Restate the data word for word and leave the images out.

+++ Data excerpt +++

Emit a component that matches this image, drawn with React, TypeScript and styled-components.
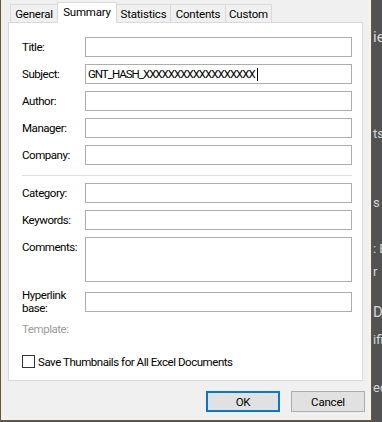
import styled, { createGlobalStyle } from "styled-components";

const ui_font = `Roboto, "Liberation Sans", sans-serif`;
const frame_color = "#6b5736";
const tab_border = "#d9d9d9";
const field_border = "#adadad";

const GlobalStyle = createGlobalStyle`
  html, body {
    margin: 0;
    padding: 0;
    background: #525252;
  }
  * {
    box-sizing: border-box;
  }
`;

const tabs = [
  { name: "General", width: 47, edge: "left" },
  { name: "Summary", width: 60, edge: "both" },
  { name: "Statistics", width: 54, edge: "right" },
  { name: "Contents", width: 55, edge: "right" },
  { name: "Custom", width: 46, edge: "right" },
];

const topFields = ["Title:", "Subject:", "Author:", "Manager:", "Company:"];
const backdrop = [
  { text: "ie", gap: 28, big: true },
  { text: "ts", gap: 80 },
  { text: "s", gap: 53 },
  { text: ": B", gap: 30 },
  { text: "r", gap: 7 },
  { text: "D", gap: 23, big: true },
  { text: "ifi", gap: 11 },
  { text: "ec", gap: 32 },
];

function App() {
  return (
    <Page>
      <GlobalStyle />
      <Dialog>
        <TabStrip>
          {tabs.map((t) => (
            <Tab
              key={t.name}
              $width={t.width}
              $edge={t.edge}
              $selected={t.name === "Summary"}
            >
              {t.name}
            </Tab>
          ))}
        </TabStrip>
        <Panel>
          {topFields.map((f) => (
            <Row key={f}>
              <Label>{f}</Label>
              <Field>
                {f === "Subject:" && (
                  <FieldText>
                    GNT_HASH_XXXXXXXXXXXXXXXXXX
                    <Caret />
                  </FieldText>
                )}
              </Field>
            </Row>
          ))}
          <Separator />
          <Row>
            <Label>Category:</Label>
            <Field />
          </Row>
          <Row>
            <Label>Keywords:</Label>
            <Field />
          </Row>
          <Row $tall>
            <Label $top>Comments:</Label>
            <Field $height={45} />
          </Row>
          <Row>
            <Label>
              Hyperlink
              <br />
              base:
            </Label>
            <Field />
          </Row>
          <Row $gapTop={-3}>
            <Label $disabled>Template:</Label>
          </Row>
          <CheckRow>
            <CheckBox />
            <span>Save Thumbnails for All Excel Documents</span>
          </CheckRow>
        </Panel>
        <ButtonRow>
          <DialogButton $default>OK</DialogButton>
          <DialogButton>Cancel</DialogButton>
        </ButtonRow>
      </Dialog>
      <Backdrop>
        {backdrop.map((b, i) => (
          <BackdropText key={i} $gap={b.gap} $big={b.big}>
            {b.text}
          </BackdropText>
        ))}
      </Backdrop>
    </Page>
  );
}

const Page = styled.div`
  display: flex;
  width: 382px;
  height: 422px;
  overflow: hidden;
  background: #525252;
  font-family: ${ui_font};
  font-size: 11.5px;
  letter-spacing: -0.45px;
  color: #000;
`;

const Dialog = styled.div`
  width: 372px;
  height: 421px;
  flex-shrink: 0;
  display: flex;
  flex-direction: column;
  background: #f0f0f0;
  border-left: 1px solid ${frame_color};
  border-right: 1px solid ${frame_color};
  border-bottom: 1px solid ${frame_color};
  padding-left: 7px;
`;

const TabStrip = styled.div`
  display: flex;
  align-items: flex-end;
  height: 21px;
  margin-top: 2px;
  padding-left: 2px;
  position: relative;
  z-index: 1;
  letter-spacing: -0.2px;
`;

const Tab = styled.div<{ $width: number; $edge: string; $selected?: boolean }>`
  width: ${(p) => p.$width}px;
  height: ${(p) => (p.$selected ? 21 : 18)}px;
  margin-bottom: ${(p) => (p.$selected ? 0 : 1)}px;
  display: flex;
  align-items: center;
  justify-content: center;
  padding-bottom: ${(p) => (p.$selected ? 2 : 0)}px;
  background: ${(p) => (p.$selected ? "#fff" : "#f0f0f0")};
  border-top: 1px solid ${tab_border};
  border-left: ${(p) =>
    p.$edge === "left" || p.$edge === "both" ? `1px solid ${tab_border}` : "none"};
  border-right: ${(p) =>
    p.$edge === "right" || p.$edge === "both" ? `1px solid ${tab_border}` : "none"};
  white-space: nowrap;
`;

const Panel = styled.div`
  width: 355px;
  height: 359px;
  margin-top: -1px;
  background: #fff;
  border: 1px solid ${tab_border};
  padding: 14px 10px 0 13px;
  display: flex;
  flex-direction: column;
`;

const Row = styled.div<{ $tall?: boolean; $gapTop?: number }>`
  display: flex;
  align-items: ${(p) => (p.$tall ? "flex-start" : "center")};
  min-height: 20px;
  margin-top: ${(p) => p.$gapTop ?? 0}px;
  margin-bottom: 7px;
`;

const Label = styled.div<{ $top?: boolean; $disabled?: boolean }>`
  width: 63px;
  flex-shrink: 0;
  line-height: 13px;
  padding-top: ${(p) => (p.$top ? 4 : 0)}px;
  color: ${(p) => (p.$disabled ? "#9c9c9c" : "#000")};
`;

const Field = styled.div<{ $height?: number }>`
  flex: 1;
  height: ${(p) => p.$height ?? 20}px;
  border: 1px solid ${field_border};
  background: #fff;
  display: flex;
  align-items: center;
  padding-left: 2px;
  white-space: nowrap;
  overflow: hidden;
`;

const FieldText = styled.span`
  display: flex;
  align-items: center;
  letter-spacing: -1px;
`;

const Caret = styled.span`
  display: inline-block;
  width: 1px;
  height: 13px;
  margin-left: 2px;
  background: #000;
`;

const Separator = styled.div`
  height: 1px;
  background: #dfdfdf;
  margin: 3px 0 7px;
`;

const CheckRow = styled.div`
  display: flex;
  align-items: center;
  gap: 3px;
  margin-top: 9px;
  height: 13px;
  white-space: nowrap;
`;

const CheckBox = styled.div`
  width: 13px;
  height: 13px;
  border: 1px solid #333;
  background: #fff;
`;

const ButtonRow = styled.div`
  display: flex;
  justify-content: flex-end;
  gap: 11px;
  margin-top: 10px;
  padding-right: 6px;
`;

const DialogButton = styled.div<{ $default?: boolean }>`
  width: 74px;
  height: 21px;
  display: flex;
  align-items: center;
  justify-content: center;
  background: #e1e1e1;
  letter-spacing: -0.2px;
  border: ${(p) => (p.$default ? "2px solid #0078d7" : `1px solid ${field_border}`)};
`;

const Backdrop = styled.div`
  flex: 1;
  display: flex;
  flex-direction: column;
  overflow: hidden;
  padding-left: 1px;
`;

const BackdropText = styled.div<{ $gap: number; $big?: boolean }>`
  margin-top: ${(p) => p.$gap}px;
  font-size: ${(p) => (p.$big ? 15 : 13)}px;
  line-height: ${(p) => (p.$big ? 18 : 16)}px;
  letter-spacing: 0;
  color: #d6d6d6;
  white-space: nowrap;
`;

export default App;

+++

> _Right answer_
Emit a component that matches this image, drawn with React, TypeScript and styled-components.
import styled, { createGlobalStyle } from "styled-components";

const ui_font = `Roboto, "Liberation Sans", sans-serif`;
const frame_color = "#6b5736";
const tab_border = "#d9d9d9";
const field_border = "#adadad";

const GlobalStyle = createGlobalStyle`
  html, body {
    margin: 0;
    padding: 0;
    background: #525252;
  }
  * {
    box-sizing: border-box;
  }
`;

const tabs = [
  { name: "General", width: 47, edge: "left" },
  { name: "Summary", width: 60, edge: "both" },
  { name: "Statistics", width: 54, edge: "right" },
  { name: "Contents", width: 55, edge: "right" },
  { name: "Custom", width: 46, edge: "right" },
];

const topFields = ["Title:", "Subject:", "Author:", "Manager:", "Company:"];
const backdrop = [
  { text: "ie", gap: 28, big: true },
  { text: "ts", gap: 80 },
  { text: "s", gap: 53 },
  { text: ": B", gap: 30 },
  { text: "r", gap: 7 },
  { text: "D", gap: 23, big: true },
  { text: "ifi", gap: 11 },
  { text: "ec", gap: 32 },
];

function App() {
  return (
    <Page>
      <GlobalStyle />
      <Dialog>
        <TabStrip>
          {tabs.map((t) => (
            <Tab
              key={t.name}
              $width={t.width}
              $edge={t.edge}
              $selected={t.name === "Summary"}
            >
              {t.name}
            </Tab>
          ))}
        </TabStrip>
        <Panel>
          {topFields.map((f) => (
            <Row key={f}>
              <Label>{f}</Label>
              <Field>
                {f === "Subject:" && (
                  <FieldText>
                    GNT_HASH_XXXXXXXXXXXXXXXXXX
                    <Caret />
                  </FieldText>
                )}
              </Field>
            </Row>
          ))}
          <Separator />
          <Row>
            <Label>Category:</Label>
            <Field />
          </Row>
          <Row>
            <Label>Keywords:</Label>
            <Field />
          </Row>
          <Row $tall>
            <Label $top>Comments:</Label>
            <Field $height={45} />
          </Row>
          <Row>
            <Label>
              Hyperlink
              <br />
              base:
            </Label>
            <Field />
          </Row>
          <Row $gapTop={-3}>
            <Label $disabled>Template:</Label>
          </Row>
          <CheckRow>
            <CheckBox />
            <span>Save Thumbnails for All Excel Documents</span>
          </CheckRow>
        </Panel>
        <ButtonRow>
          <DialogButton $default>OK</DialogButton>
          <DialogButton>Cancel</DialogButton>
        </ButtonRow>
      </Dialog>
      <Backdrop>
        {backdrop.map((b, i) => (
          <BackdropText key={i} $gap={b.gap} $big={b.big}>
            {b.text}
          </BackdropText>
        ))}
      </Backdrop>
    </Page>
  );
}

const Page = styled.div`
  display: flex;
  width: 382px;
  height: 422px;
  overflow: hidden;
  background: #525252;
  font-family: ${ui_font};
  font-size: 11.5px;
  letter-spacing: -0.45px;
  color: #000;
`;

const Dialog = styled.div`
  width: 372px;
  height: 421px;
  flex-shrink: 0;
  display: flex;
  flex-direction: column;
  background: #f0f0f0;
  border-left: 1px solid ${frame_color};
  border-right: 1px solid ${frame_color};
  border-bottom: 1px solid ${frame_color};
  padding-left: 7px;
`;

const TabStrip = styled.div`
  display: flex;
  align-items: flex-end;
  height: 21px;
  margin-top: 2px;
  padding-left: 2px;
  position: relative;
  z-index: 1;
  letter-spacing: -0.2px;
`;

const Tab = styled.div<{ $width: number; $edge: string; $selected?: boolean }>`
  width: ${(p) => p.$width}px;
  height: ${(p) => (p.$selected ? 21 : 18)}px;
  margin-bottom: ${(p) => (p.$selected ? 0 : 1)}px;
  display: flex;
  align-items: center;
  justify-content: center;
  padding-bottom: ${(p) => (p.$selected ? 2 : 0)}px;
  background: ${(p) => (p.$selected ? "#fff" : "#f0f0f0")};
  border-top: 1px solid ${tab_border};
  border-left: ${(p) =>
    p.$edge === "left" || p.$edge === "both" ? `1px solid ${tab_border}` : "none"};
  border-right: ${(p) =>
    p.$edge === "right" || p.$edge === "both" ? `1px solid ${tab_border}` : "none"};
  white-space: nowrap;
`;

const Panel = styled.div`
  width: 355px;
  height: 359px;
  margin-top: -1px;
  background: #fff;
  border: 1px solid ${tab_border};
  padding: 14px 10px 0 13px;
  display: flex;
  flex-direction: column;
`;

const Row = styled.div<{ $tall?: boolean; $gapTop?: number }>`
  display: flex;
  align-items: ${(p) => (p.$tall ? "flex-start" : "center")};
  min-height: 20px;
  margin-top: ${(p) => p.$gapTop ?? 0}px;
  margin-bottom: 7px;
`;

const Label = styled.div<{ $top?: boolean; $disabled?: boolean }>`
  width: 63px;
  flex-shrink: 0;
  line-height: 13px;
  padding-top: ${(p) => (p.$top ? 4 : 0)}px;
  color: ${(p) => (p.$disabled ? "#9c9c9c" : "#000")};
`;

const Field = styled.div<{ $height?: number }>`
  flex: 1;
  height: ${(p) => p.$height ?? 20}px;
  border: 1px solid ${field_border};
  background: #fff;
  display: flex;
  align-items: center;
  padding-left: 2px;
  white-space: nowrap;
  overflow: hidden;
`;

const FieldText = styled.span`
  display: flex;
  align-items: center;
  letter-spacing: -1px;
`;

const Caret = styled.span`
  display: inline-block;
  width: 1px;
  height: 13px;
  margin-left: 2px;
  background: #000;
`;

const Separator = styled.div`
  height: 1px;
  background: #dfdfdf;
  margin: 3px 0 7px;
`;

const CheckRow = styled.div`
  display: flex;
  align-items: center;
  gap: 3px;
  margin-top: 9px;
  height: 13px;
  white-space: nowrap;
`;

const CheckBox = styled.div`
  width: 13px;
  height: 13px;
  border: 1px solid #333;
  background: #fff;
`;

const ButtonRow = styled.div`
  display: flex;
  justify-content: flex-end;
  gap: 11px;
  margin-top: 10px;
  padding-right: 6px;
`;

const DialogButton = styled.div<{ $default?: boolean }>`
  width: 74px;
  height: 21px;
  display: flex;
  align-items: center;
  justify-content: center;
  background: #e1e1e1;
  letter-spacing: -0.2px;
  border: ${(p) => (p.$default ? "2px solid #0078d7" : `1px solid ${field_border}`)};
`;

const Backdrop = styled.div`
  flex: 1;
  display: flex;
  flex-direction: column;
  overflow: hidden;
  padding-left: 1px;
`;

const BackdropText = styled.div<{ $gap: number; $big?: boolean }>`
  margin-top: ${(p) => p.$gap}px;
  font-size: ${(p) => (p.$big ? 15 : 13)}px;
  line-height: ${(p) => (p.$big ? 18 : 16)}px;
  letter-spacing: 0;
  color: #d6d6d6;
  white-space: nowrap;
`;

export default App;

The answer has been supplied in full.